• [Exercise] Work out how many lines in the entries contain the string "components", and give nothing but that number.

========================================

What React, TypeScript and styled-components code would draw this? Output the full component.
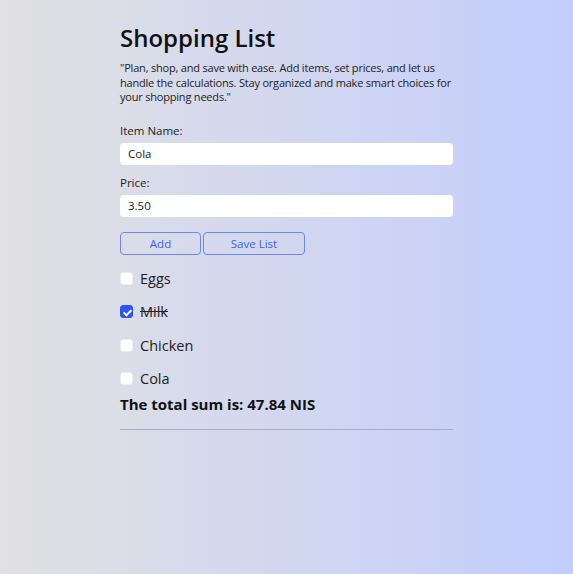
import { useState } from "react";
import styled, { createGlobalStyle } from "styled-components";

const GlobalStyle = createGlobalStyle`
  html, body {
    margin: 0;
    padding: 0;
  }
  body {
    min-height: 100vh;
    background: linear-gradient(to right, #e1e1e2, #c3cdfd);
    font-family: "Open Sans", "Noto Sans", sans-serif;
    color: #1a1a1a;
  }
`;

type Item = { name: string; price: number; done: boolean };

const initialItems: Item[] = [
  { name: "Eggs", price: 12.9, done: false },
  { name: "Milk", price: 6.5, done: true },
  { name: "Chicken", price: 24.94, done: false },
  { name: "Cola", price: 3.5, done: false },
];

export default function App() {
  const [items, setItems] = useState<Item[]>(initialItems);
  const [name, setName] = useState("Cola");
  const [price, setPrice] = useState("3.50");

  const toggle = (i: number) =>
    setItems(items.map((it, idx) => (idx === i ? { ...it, done: !it.done } : it)));

  return (
    <>
      <GlobalStyle />
      <Page>
        <Title>Shopping List</Title>
        <Intro>
          "Plan, shop, and save with ease. Add items, set prices, and let us
          handle the calculations. Stay organized and make smart choices for
          your shopping needs."
        </Intro>

        <Field>
          <Label>Item Name:</Label>
          <Input value={name} onChange={(e) => setName(e.target.value)} />
        </Field>
        <Field>
          <Label>Price:</Label>
          <Input value={price} onChange={(e) => setPrice(e.target.value)} />
        </Field>

        <Buttons>
          <Button $width={81}>Add</Button>
          <Button $width={102}>Save List</Button>
        </Buttons>

        <List>
          {items.map((it, i) => (
            <Row key={it.name}>
              <Check type="checkbox" checked={it.done} onChange={() => toggle(i)} />
              <ItemName $done={it.done}>{it.name}</ItemName>
            </Row>
          ))}
        </List>

        <Total>The total sum is: 47.84 NIS</Total>
        <Divider />
      </Page>
    </>
  );
}

const Page = styled.div`
  width: 333px;
  margin: 0 auto;
  padding-top: 23px;
`;

const Title = styled.h1`
  margin: 0;
  font-size: 24px;
  line-height: 30px;
  font-weight: 600;
  color: #111;
`;

const Intro = styled.p`
  margin: 8px 0 19px;
  font-size: 11px;
  letter-spacing: -0.2px;
  line-height: 14.5px;
  color: #222;
`;

const Field = styled.div`
  display: flex;
  flex-direction: column;
  gap: 5px;
  margin-bottom: 11px;
`;

const Label = styled.label`
  font-size: 11.5px;
  line-height: 14px;
  color: #222;
`;

const Input = styled.input`
  box-sizing: border-box;
  width: 100%;
  height: 22px;
  padding: 0 8px;
  border: none;
  border-radius: 4px;
  background: #fff;
  font-family: inherit;
  font-size: 11.5px;
  color: #222;
  outline: none;
`;

const Buttons = styled.div`
  display: flex;
  gap: 2px;
  margin-top: 15px;
`;

const Button = styled.button<{ $width: number }>`
  box-sizing: border-box;
  width: ${(p) => p.$width}px;
  height: 23px;
  padding: 0;
  background: transparent;
  border: 1px solid #6d86fb;
  border-radius: 4px;
  color: #3d5ef5;
  font-family: inherit;
  font-size: 11.5px;
  cursor: pointer;
`;

const List = styled.ul`
  list-style: none;
  margin: 7px 0 0;
  padding: 0;
`;

const Row = styled.li`
  display: flex;
  align-items: center;
  gap: 7px;
  height: 33.5px;
`;

const Check = styled.input`
  appearance: none;
  position: relative;
  flex: none;
  margin: 0;
  width: 13px;
  height: 13px;
  border-radius: 3px;
  background: #fff;
  border: 1px solid #ececf0;
  box-sizing: border-box;
  cursor: pointer;

  &:checked {
    background: #2f52f5;
    border-color: #2f52f5;
  }

  &:checked::after {
    content: "";
    position: absolute;
    left: 3.5px;
    top: 1.5px;
    width: 3px;
    height: 6px;
    border: solid #fff;
    border-width: 0 2px 2px 0;
    transform: rotate(45deg);
  }
`;

const ItemName = styled.span<{ $done: boolean }>`
  font-size: 14.5px;
  color: #222;
  text-decoration: ${(p) => (p.$done ? "line-through" : "none")};
`;

const Total = styled.div`
  margin-top: -2px;
  font-size: 15px;
  font-weight: 700;
  color: #111;
`;

const Divider = styled.hr`
  margin: 15px 0 0;
  border: none;
  border-top: 1px solid #a9aec4;
`;
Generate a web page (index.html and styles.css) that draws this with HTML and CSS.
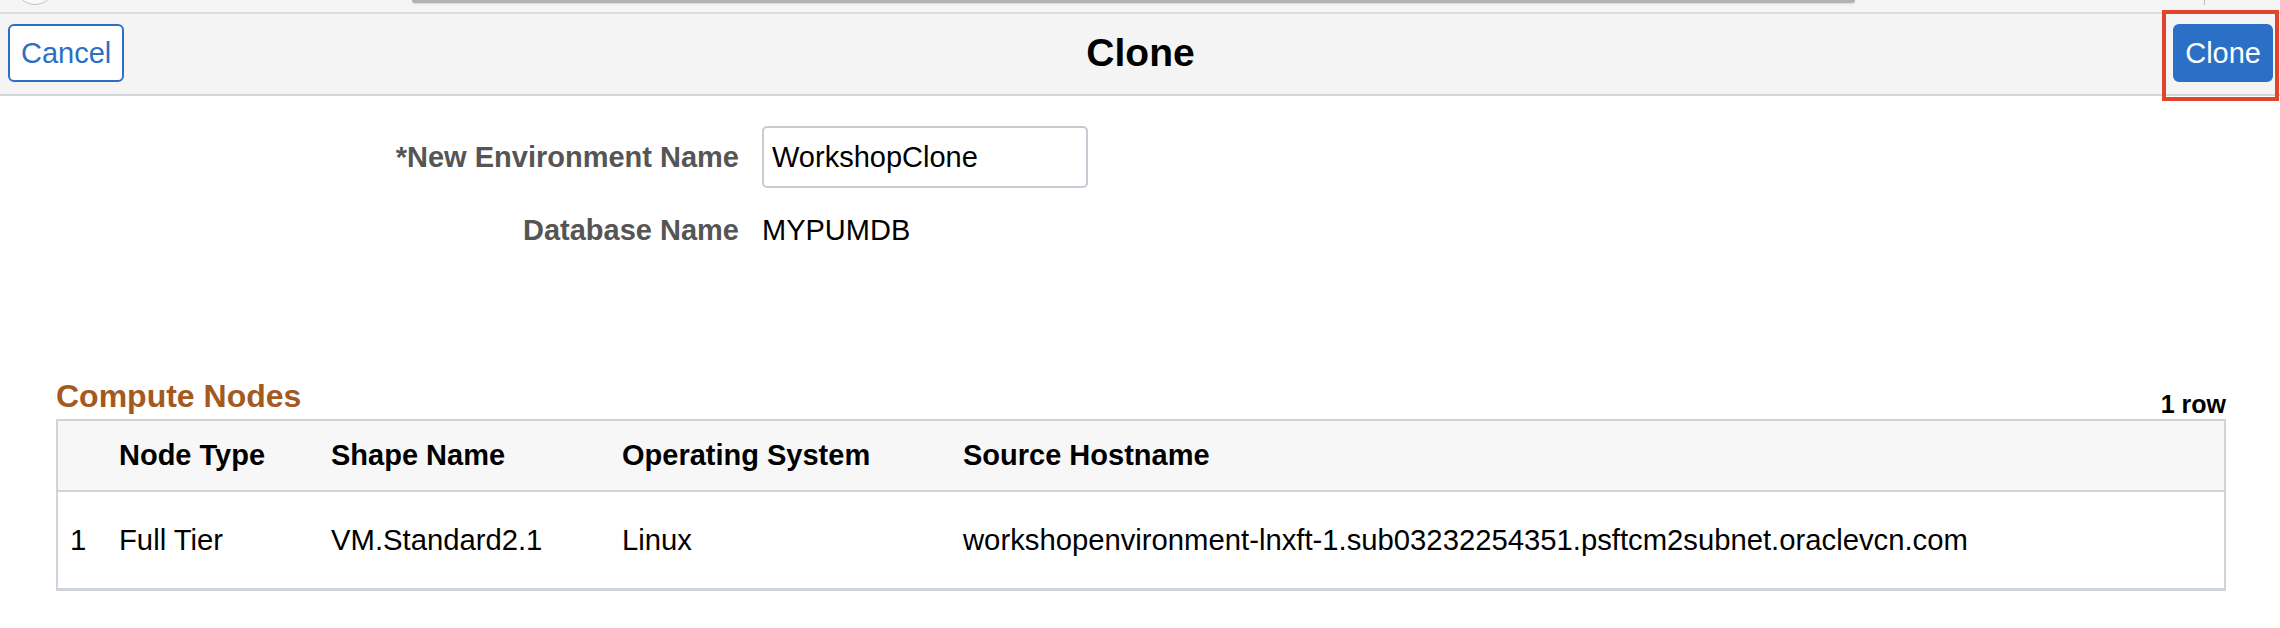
FILE: index.html
```html
<!DOCTYPE html>
<html lang="en">
<head>
<meta charset="utf-8">
<title>Clone</title>
<link rel="stylesheet" href="styles.css">
</head>
<body>
<div class="chrome">
  <span class="chrome-circle"></span>
  <span class="chrome-bar"></span>
  <span class="chrome-line"></span>
</div>
<header class="header">
  <div class="header-left"><button class="btn btn-secondary" type="button">Cancel</button></div>
  <h1 class="title">Clone</h1>
  <div class="header-right"><span class="highlight"><button class="btn btn-primary" type="button">Clone</button></span></div>
</header>
<main>
  <form class="form">
    <label class="form-label" for="envname">*New Environment Name</label>
    <input class="form-input" id="envname" type="text" value="WorkshopClone">
    <span class="form-label">Database Name</span>
    <span class="form-value">MYPUMDB</span>
  </form>
  <section class="grid-section">
    <div class="grid-head">
      <h2 class="grid-title">Compute Nodes</h2>
      <span class="grid-count">1 row</span>
    </div>
    <table class="grid">
      <colgroup>
        <col class="c-num"><col class="c-type"><col class="c-shape"><col class="c-os"><col>
      </colgroup>
      <thead>
        <tr><th></th><th>Node Type</th><th>Shape Name</th><th>Operating System</th><th>Source Hostname</th></tr>
      </thead>
      <tbody>
        <tr><td>1</td><td>Full Tier</td><td>VM.Standard2.1</td><td>Linux</td><td>workshopenvironment-lnxft-1.sub03232254351.psftcm2subnet.oraclevcn.com</td></tr>
      </tbody>
    </table>
  </section>
</main>
</body>
</html>
```
FILE: styles.css
```css
* { box-sizing: border-box; }
html, body {
  margin: 0;
  padding: 0;
  background: #ffffff;
  font-family: "Liberation Sans", Arial, Helvetica, sans-serif;
  color: #000;
  width: 2280px;
  overflow: hidden;
}

/* browser chrome remnant */
.chrome {
  height: 12px;
  background: #f5f5f5;
  display: flex;
  align-items: flex-start;
  overflow: hidden;
}
.chrome-circle {
  flex: none;
  width: 40px;
  height: 40px;
  margin-top: -35px;
  margin-left: 15px;
  border-radius: 50%;
  border: 1px solid #c4c4c4;
  background: #fafafa;
}
.chrome-bar {
  flex: none;
  width: 1443px;
  height: 3px;
  margin-left: 357px;
  background: #b2b2b2;
  border-radius: 0 0 3px 3px;
  box-shadow: 0 1px 2px rgba(0,0,0,0.12);
}
.chrome-line {
  flex: none;
  width: 1px;
  height: 5px;
  margin-left: 349px;
  background: #bdbdbd;
}

/* header */
.header {
  height: 84px;
  border-top: 2px solid #dcdcdc;
  border-bottom: 2px solid #d3d7db;
  background: #f4f4f4;
  display: grid;
  grid-template-columns: 1fr auto 1fr;
  align-items: start;
  padding: 10px 7px 0 8px;
}
.header-right { justify-self: end; }
.title {
  margin: 0;
  font-size: 39px;
  font-weight: bold;
  line-height: 58px;
  color: #000;
}
.btn {
  font-family: "Liberation Sans", Arial, Helvetica, sans-serif;
  font-size: 29px;
  height: 58px;
  line-height: 54px;
  border-radius: 6px;
  border: 2px solid #2b6fc7;
  cursor: pointer;
  display: block;
}
.btn-secondary {
  background: #ffffff;
  color: #2b6fc7;
  padding: 0 11px;
}
.btn-primary {
  background: #2b6fc7;
  color: #ffffff;
  padding: 0 10px;
}
.highlight {
  position: relative;
  display: block;
}
.highlight::after {
  content: "";
  position: absolute;
  top: -14px;
  left: -11px;
  right: -6px;
  bottom: -19px;
  border: 4px solid #e1432c;
  pointer-events: none;
}

/* form */
.form {
  display: grid;
  grid-template-columns: 739px 326px;
  column-gap: 23px;
  row-gap: 25px;
  align-items: center;
  padding-top: 30px;
  margin: 0;
}
.form-label {
  text-align: right;
  font-size: 29px;
  font-weight: bold;
  color: #555555;
  line-height: 34px;
}
.form-input {
  height: 62px;
  width: 326px;
  border: 2px solid #c5ccd4;
  border-radius: 5px;
  padding: 0 8px;
  font-family: "Liberation Sans", Arial, Helvetica, sans-serif;
  font-size: 29px;
  color: #000;
  background: #fff;
}
.form-value {
  font-size: 29px;
  line-height: 34px;
  color: #000;
}

/* grid */
.grid-section {
  padding: 131px 54px 0 56px;
}
.grid-head {
  display: flex;
  justify-content: space-between;
  align-items: flex-end;
}
.grid-title {
  margin: 0;
  font-size: 32px;
  font-weight: bold;
  line-height: 36px;
  color: #a4591f;
}
.grid-count {
  font-size: 25px;
  font-weight: bold;
  line-height: 20px;
  color: #000;
}
.grid {
  margin-top: 5px;
  width: 100%;
  table-layout: fixed;
  border-collapse: separate;
  border-spacing: 0;
  border: 2px solid #cfd4da;
  border-bottom-width: 3px;
}
.c-num { width: 49px; }
.c-type { width: 212px; }
.c-shape { width: 291px; }
.c-os { width: 341px; }
.grid th {
  background: #f7f7f7;
  text-align: left;
  font-size: 29px;
  font-weight: bold;
  line-height: 33px;
  padding: 18px 12px;
  border-bottom: 2px solid #cfd4da;
  white-space: nowrap;
}
.grid td {
  font-size: 29.25px;
  line-height: 33px;
  padding: 32px 12px 31px;
  white-space: nowrap;
  background: #fff;
}
```
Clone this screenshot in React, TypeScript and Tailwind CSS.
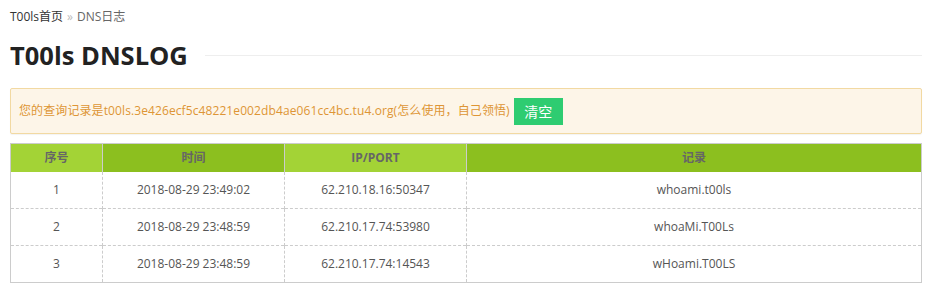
const rows = [
  { id: 1, time: '2018-08-29 23:49:02', ip: '62.210.18.16:50347', rec: 'whoami.t00ls' },
  { id: 2, time: '2018-08-29 23:48:59', ip: '62.210.17.74:53980', rec: 'whoaMi.T00Ls' },
  { id: 3, time: '2018-08-29 23:48:59', ip: '62.210.17.74:14543', rec: 'wHoami.T00LS' },
];

const App = () => {
  return (
    <div
      className="w-[937px] h-[303px] bg-white pl-[10px] pr-[15px]"
      style={{ fontFamily: '"Open Sans", "Noto Sans CJK SC", sans-serif' }}
    >
      {/* Breadcrumb */}
      <div className="h-[35px] pt-[9px] text-[12px] leading-[16px] text-[#333]">
        <a href="#" className="text-[#333]">T00ls首页</a>
        <span className="text-[#bbb] mx-[4px]">»</span>
        <span className="text-[#666]">DNS日志</span>
      </div>

      {/* Title */}
      <div className="flex items-center h-[40px]">
        <h1 className="text-[25.5px] leading-[40px] font-bold text-[#222]">T00ls DNSLOG</h1>
        <div className="flex-1 h-px bg-[#eee] ml-[17px]" />
      </div>

      {/* Notice */}
      <div className="mt-[13px] h-[46px] flex items-center px-[8px] border border-[#f2d9a2] bg-[#fdf5e8] rounded-[2px] shadow-[0_1px_1px_rgba(0,0,0,0.05)]">
        <span className="text-[12px] text-[#de9535] tracking-[0.1px]">
          您的查询记录是t00ls.3e426ecf5c48221e002db4ae061cc4bc.tu4.org(怎么使用，自己领悟)
        </span>
        <button className="ml-[4px] w-[49px] h-[27px] bg-[#2ecc71] text-white text-[14px] leading-[27px]">
          清空
        </button>
      </div>

      {/* Table */}
      <table className="mt-[9px] w-full border-collapse border border-[#ccc] text-[12px] text-center">
        <thead>
          <tr className="h-[28px] text-[#666] font-bold">
            <th className="w-[92px] bg-[#a3d336] border-r border-[#ccc]">序号</th>
            <th className="w-[182px] bg-[#8cbf1f] border-r border-[#ccc]">时间</th>
            <th className="w-[182px] bg-[#a3d336] border-r border-[#ccc]">IP/PORT</th>
            <th className="bg-[#8cbf1f]">记录</th>
          </tr>
        </thead>
        <tbody className="text-[#555]">
          {rows.map((r, i) => (
            <tr key={r.id} className={`h-[37px] ${i > 0 ? 'border-t border-dashed border-[#ccc]' : ''}`}>
              <td className="border-r border-dashed border-[#ccc]">{r.id}</td>
              <td className="border-r border-dashed border-[#ccc]">{r.time}</td>
              <td className="border-r border-dashed border-[#ccc]">{r.ip}</td>
              <td>{r.rec}</td>
            </tr>
          ))}
        </tbody>
      </table>
    </div>
  );
};

export default App;
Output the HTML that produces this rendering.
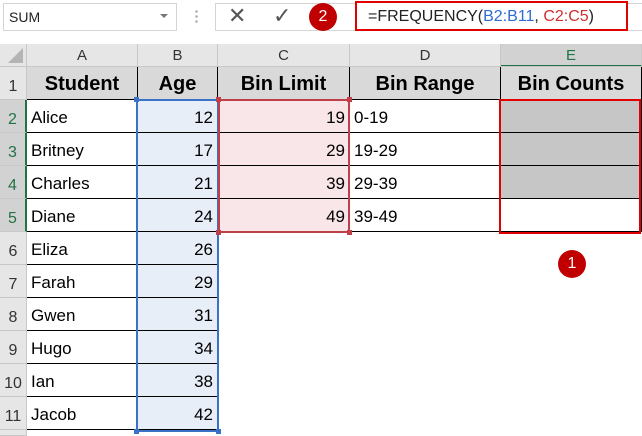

========================================

• [Full answer] 2